Sometimes things don’t always go as planned. Strategies fail, key people leave to join another company, and downsizing is often a threat, especially when revenue goals aren’t met. But, it’s important not to be afraid of the changes that come with business. In fact, being strong during such times can show employees that you’re not afraid to take the problems head on and work through them. As much as possible, make your employees part of the solution. Keep communications as positive as possible, but don’t be afraid to share the bad news.
When things do go wrong in your company, and after attempts to fix the problem ultimately fail, it’s important to be sincere about the issue and acknowledge that you have failed. Leaders who try to place the blame or ignore the fact that they made a mistake only shuns employees and promotes distrust. Understand that failure is OK and that admitting it lets your employees know you’re human.
The overall point is to be genuine in your communications.

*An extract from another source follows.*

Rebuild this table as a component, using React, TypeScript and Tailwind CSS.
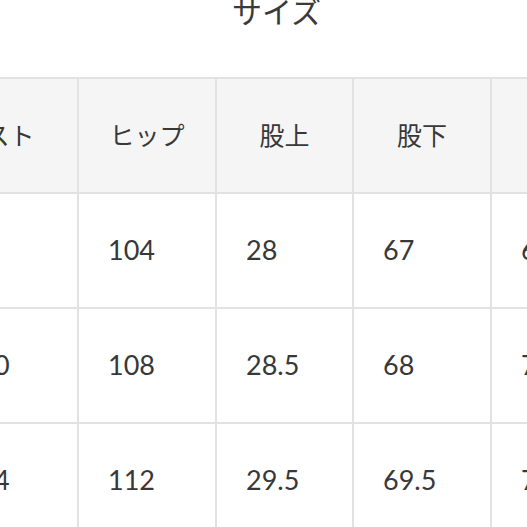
import React from "react";

const headers = ["ウエスト", "ヒップ", "股上", "股下", "わたり", "裾幅"];
const rows = [
  ["76", "104", "28", "67", "6.5", "18"],
  ["78-80", "108", "28.5", "68", "7", "19"],
  ["82-84", "112", "29.5", "69.5", "7.5", "20"],
  ["86-88", "116", "30", "70", "8", "21"],
];

export default function App() {
  return (
    <div
      className="w-[527px] h-[527px] overflow-hidden bg-white text-[#383838]"
      style={{ fontFamily: "Lato, 'Noto Sans CJK JP', sans-serif" }}
    >
      <div className="w-[553px] h-[45px] mt-[-11px] text-center text-[30px] leading-[45px] text-[#3a3a3a]">
        サイズ
      </div>
      <div className="mt-[43px] ml-[-92px] w-[900px] grid grid-cols-[171px_138px_137px_138px_137px_137px] border-t-2 border-[#e2e2e2]">
        {headers.map((h, i) => (
          <div
            key={h}
            className={`h-[115px] bg-[#f5f5f5] border-r-2 border-b-2 border-[#e2e2e2] flex items-center justify-center text-[25px] ${
              i === 0 ? "pr-[16px]" : i === 4 ? "pl-[10px]" : ""
            }`}
          >
            {h}
          </div>
        ))}
        {rows.map((r, ri) =>
          r.map((v, ci) => (
            <div
              key={ri + "-" + ci}
              className="h-[115px] bg-white border-r-2 border-b-2 border-[#e2e2e2] flex items-center pl-[29px] text-[27px]"
            >
              {v}
            </div>
          ))
        )}
      </div>
    </div>
  );
}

Employees tend to follow sincere individuals and stick with organizations where they feel their contributions can make a difference.

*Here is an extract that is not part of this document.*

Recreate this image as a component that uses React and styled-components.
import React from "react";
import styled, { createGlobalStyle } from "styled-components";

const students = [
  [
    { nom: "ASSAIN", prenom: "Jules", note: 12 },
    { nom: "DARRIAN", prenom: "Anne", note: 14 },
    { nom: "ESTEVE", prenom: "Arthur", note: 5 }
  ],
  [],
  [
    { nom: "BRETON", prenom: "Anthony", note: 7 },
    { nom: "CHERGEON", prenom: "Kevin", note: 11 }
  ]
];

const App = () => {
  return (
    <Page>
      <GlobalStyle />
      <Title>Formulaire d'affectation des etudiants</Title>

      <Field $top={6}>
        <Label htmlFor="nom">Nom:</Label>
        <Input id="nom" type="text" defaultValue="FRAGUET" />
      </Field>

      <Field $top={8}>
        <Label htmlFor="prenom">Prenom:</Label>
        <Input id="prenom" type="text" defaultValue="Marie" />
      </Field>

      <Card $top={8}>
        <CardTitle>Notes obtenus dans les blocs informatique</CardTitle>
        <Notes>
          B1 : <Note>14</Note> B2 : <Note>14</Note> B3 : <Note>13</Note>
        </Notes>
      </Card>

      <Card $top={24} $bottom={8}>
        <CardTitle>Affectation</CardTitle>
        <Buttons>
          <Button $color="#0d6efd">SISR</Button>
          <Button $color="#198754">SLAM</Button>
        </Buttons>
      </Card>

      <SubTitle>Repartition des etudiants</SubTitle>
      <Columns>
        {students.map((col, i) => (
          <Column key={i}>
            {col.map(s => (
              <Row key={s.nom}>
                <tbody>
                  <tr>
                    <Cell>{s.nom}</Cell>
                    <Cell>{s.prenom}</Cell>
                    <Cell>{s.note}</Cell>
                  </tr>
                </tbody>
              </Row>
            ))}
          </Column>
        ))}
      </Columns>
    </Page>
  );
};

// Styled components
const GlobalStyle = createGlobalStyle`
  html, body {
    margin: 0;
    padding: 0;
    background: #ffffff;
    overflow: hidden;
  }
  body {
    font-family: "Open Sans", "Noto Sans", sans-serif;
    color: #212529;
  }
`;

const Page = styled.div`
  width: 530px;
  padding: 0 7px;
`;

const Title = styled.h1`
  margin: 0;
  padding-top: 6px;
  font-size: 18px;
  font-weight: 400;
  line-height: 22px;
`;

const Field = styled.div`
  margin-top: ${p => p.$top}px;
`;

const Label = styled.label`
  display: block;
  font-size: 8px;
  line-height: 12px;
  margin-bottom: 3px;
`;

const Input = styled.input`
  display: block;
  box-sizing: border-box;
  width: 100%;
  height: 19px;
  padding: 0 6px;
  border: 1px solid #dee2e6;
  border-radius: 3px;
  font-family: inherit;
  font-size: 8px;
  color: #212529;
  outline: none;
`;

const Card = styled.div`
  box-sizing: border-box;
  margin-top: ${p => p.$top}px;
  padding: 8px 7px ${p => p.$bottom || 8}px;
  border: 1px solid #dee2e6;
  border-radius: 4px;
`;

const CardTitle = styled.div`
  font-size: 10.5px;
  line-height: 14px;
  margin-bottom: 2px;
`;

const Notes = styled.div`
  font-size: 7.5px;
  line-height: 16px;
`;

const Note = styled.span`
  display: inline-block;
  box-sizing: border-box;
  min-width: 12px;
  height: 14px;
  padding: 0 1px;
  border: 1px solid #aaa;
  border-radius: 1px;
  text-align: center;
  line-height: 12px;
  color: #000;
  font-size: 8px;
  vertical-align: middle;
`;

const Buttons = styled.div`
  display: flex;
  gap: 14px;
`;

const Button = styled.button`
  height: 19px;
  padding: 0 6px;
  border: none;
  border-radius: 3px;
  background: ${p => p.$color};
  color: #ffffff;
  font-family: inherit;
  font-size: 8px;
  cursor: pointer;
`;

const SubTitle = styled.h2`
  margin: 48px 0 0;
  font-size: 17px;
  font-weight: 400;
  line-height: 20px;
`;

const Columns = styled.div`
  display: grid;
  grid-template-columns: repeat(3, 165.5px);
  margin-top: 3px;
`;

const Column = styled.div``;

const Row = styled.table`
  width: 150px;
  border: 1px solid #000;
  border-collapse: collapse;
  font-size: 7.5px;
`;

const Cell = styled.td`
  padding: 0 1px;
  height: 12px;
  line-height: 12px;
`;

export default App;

#5 Listen and take surveys
Improve overall internal communications with a simple implementation each month or quarter by using surveys. Surveys promote employee engagement and enhance employees’ desire to have their concerns or feedback heard.
Surveys don’t have to be complicated. Asking employees for their input concerning new processes, management behavior, and overall company involvement is key to finding flaws in your communication strategy. Take in all survey feedback and prioritize areas that need immediate resolution and reconstruction to iron out issues.
Improving internal communications within a company is easier said than done. It’s impossible to be completely transparent, and working through management styles and behavior takes time and patience.
No one list of tips can provide all the necessary information of restructuring and implementing an internal communications strategy. However, it’s important to take each tip slowly, and go through them thoroughly to improve communication areas that may be lacking in your strategy.